The Last Exotic Petting Zoo is Jessica Tyner's debut poetry anthology comprised of twelve years of writing. A series of epochs, the reader is led down a spectrum of fragments in time saturated with loss, love and hope. Spanning several countries and facets of relationships, Jessica delves into the underbelly of familial strife and awakenings from a childhood with bi-racial parents to the loss of her father. Featuring glimpses into the reality of the relationship with the self, from infatuation to despite, key pieces dig in deep to the most incestuous relationship everyone has. Each piece segues seamlessly to the next, a love story told piece by piece until they become one unstoppable force-just as such stories are meant to be and always have been.
AUTHOR
Jessica Tyner, born and raised in Oregon is a member of the Cherokee Nation, a Pushcart Prize nominee and a graduate of the Ooligan Press program.
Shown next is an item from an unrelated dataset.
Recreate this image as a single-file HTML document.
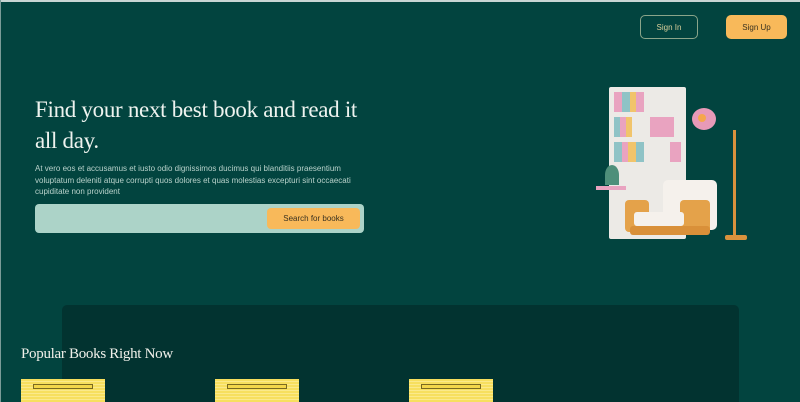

Ms. Tyner received her master's degree in Writing from Portland State University, having completed the second year of the program, as an intern with the Fulbright Commission in London, England. An extensive traveler, she has lived in England, South Korea and Costa Rica and has had her poetry published around the world. She's the founder of The Jessica Tyner Scholarship Fund, an annual gift for graduate students with a Native American connection who are pursuing an advanced degree in writing or a related field.
BOOK EXCERPT
PASSING
I was twelve before I realized my father wasn't white,
until then I thought nothing
of his clay colored skin, eyes dripping
like honey or ropes of black licorice hair
snaking alive and furious down his back.
My breasts sprung early, hips splayed
wide as an overeager invitation
with bones pushing unforgiving
against my own skin, pale and quiet
as the illness. You took me to Radio Shack,
your syrupy southern drawl wrapping like a shy gift
around the simple words,
My wife put something on hold,
and the young clerk, not a decade older than me,
looked at both of us with blatant disgust,
loathing and a shot of envy
even I could sniff out, like a dog
or a wild thing.
Is this your wife? he asked, and my chest
was in a painful awakening of an instant
freakishly large, my hips
unable to slam shut, and you
too stunned to be ashamed or angered just whispered,
That's my daughter before walking out, the snakes gone still,
but for the years I'm too sorry to take back,
the years until the cancer sucked you dry,
I felt it for both of us,
felt it in my thighs built like a horse
and my lips too ripe for a child,
in every year after labor heavy year
I refused to be seen with you, I'm so sorry
that I saw you gut punched and ugly as a man.